• _DATASET SECTION_
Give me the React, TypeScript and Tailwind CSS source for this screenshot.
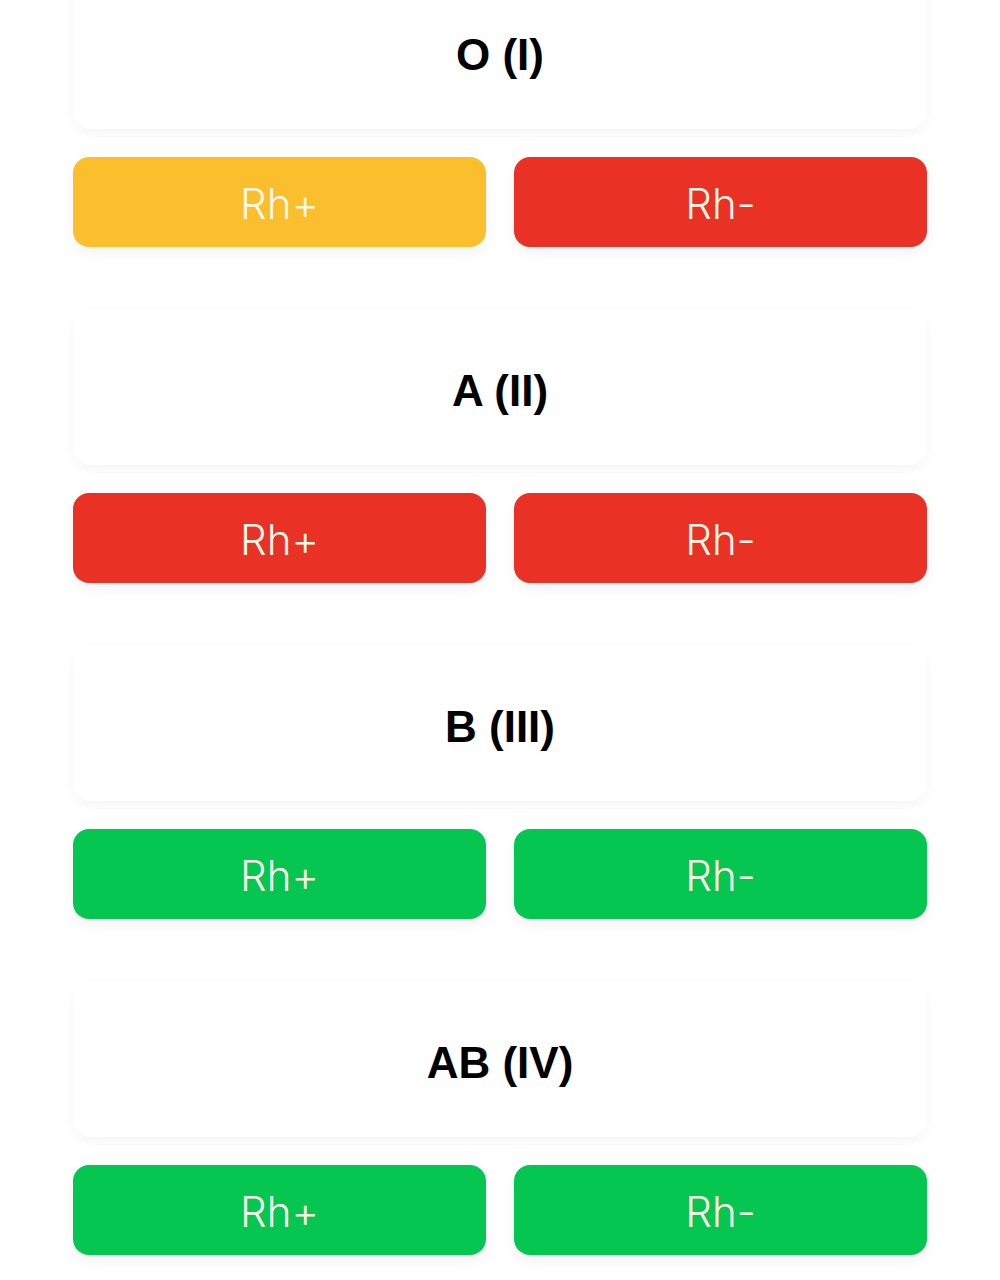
import React from "react";

type Tone = "yellow" | "red" | "green";

type Group = {
  title: string;
  plus: Tone;
  minus: Tone;
};

const toneClass: Record<Tone, string> = {
  yellow: "bg-[#fbbe2d]",
  red: "bg-[#e93125]",
  green: "bg-[#06c652]",
};

const groups: Group[] = [
  { title: "O (I)", plus: "yellow", minus: "red" },
  { title: "A (II)", plus: "red", minus: "red" },
  { title: "B (III)", plus: "green", minus: "green" },
  { title: "AB (IV)", plus: "green", minus: "green" },
];

function RhButton({ label, tone }: { label: string; tone: Tone }) {
  return (
    <button
      className={`${toneClass[tone]} flex h-[90px] items-center justify-center rounded-[16px] pt-[2px] text-[42px] font-light text-[#fdf8e8] shadow-[0_6px_14px_rgba(0,0,0,0.05)]`}
      style={{ fontFamily: "Inter, 'Noto Sans', sans-serif" }}
    >
      {label}
    </button>
  );
}

export default function App() {
  return (
    <div className="min-h-[1280px] overflow-hidden bg-white">
      <div className="-mt-[27px] flex flex-col gap-[62px] px-[73px]">
        {groups.map((group) => (
          <section key={group.title} className="flex flex-col gap-[28px]">
            <div className="flex h-[156px] items-center justify-center rounded-[18px] bg-white pt-[8px] shadow-[0_4px_12px_rgba(0,0,0,0.045)]">
              <h2
                className="text-[44px] font-bold text-black"
                style={{ fontFamily: "'Liberation Sans', Arial, sans-serif" }}
              >
                {group.title}
              </h2>
            </div>
            <div className="grid grid-cols-2 gap-[28px]">
              <RhButton label="Rh+" tone={group.plus} />
              <RhButton label="Rh-" tone={group.minus} />
            </div>
          </section>
        ))}
      </div>
    </div>
  );
}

• _PROBLEM REQUIREMENTS_
Repeat the material verbatim. Do not carry over any picture.

• _SOLUTION TO THIS TASK_
Give me the React, TypeScript and Tailwind CSS source for this screenshot.
import React from "react";

type Tone = "yellow" | "red" | "green";

type Group = {
  title: string;
  plus: Tone;
  minus: Tone;
};

const toneClass: Record<Tone, string> = {
  yellow: "bg-[#fbbe2d]",
  red: "bg-[#e93125]",
  green: "bg-[#06c652]",
};

const groups: Group[] = [
  { title: "O (I)", plus: "yellow", minus: "red" },
  { title: "A (II)", plus: "red", minus: "red" },
  { title: "B (III)", plus: "green", minus: "green" },
  { title: "AB (IV)", plus: "green", minus: "green" },
];

function RhButton({ label, tone }: { label: string; tone: Tone }) {
  return (
    <button
      className={`${toneClass[tone]} flex h-[90px] items-center justify-center rounded-[16px] pt-[2px] text-[42px] font-light text-[#fdf8e8] shadow-[0_6px_14px_rgba(0,0,0,0.05)]`}
      style={{ fontFamily: "Inter, 'Noto Sans', sans-serif" }}
    >
      {label}
    </button>
  );
}

export default function App() {
  return (
    <div className="min-h-[1280px] overflow-hidden bg-white">
      <div className="-mt-[27px] flex flex-col gap-[62px] px-[73px]">
        {groups.map((group) => (
          <section key={group.title} className="flex flex-col gap-[28px]">
            <div className="flex h-[156px] items-center justify-center rounded-[18px] bg-white pt-[8px] shadow-[0_4px_12px_rgba(0,0,0,0.045)]">
              <h2
                className="text-[44px] font-bold text-black"
                style={{ fontFamily: "'Liberation Sans', Arial, sans-serif" }}
              >
                {group.title}
              </h2>
            </div>
            <div className="grid grid-cols-2 gap-[28px]">
              <RhButton label="Rh+" tone={group.plus} />
              <RhButton label="Rh-" tone={group.minus} />
            </div>
          </section>
        ))}
      </div>
    </div>
  );
}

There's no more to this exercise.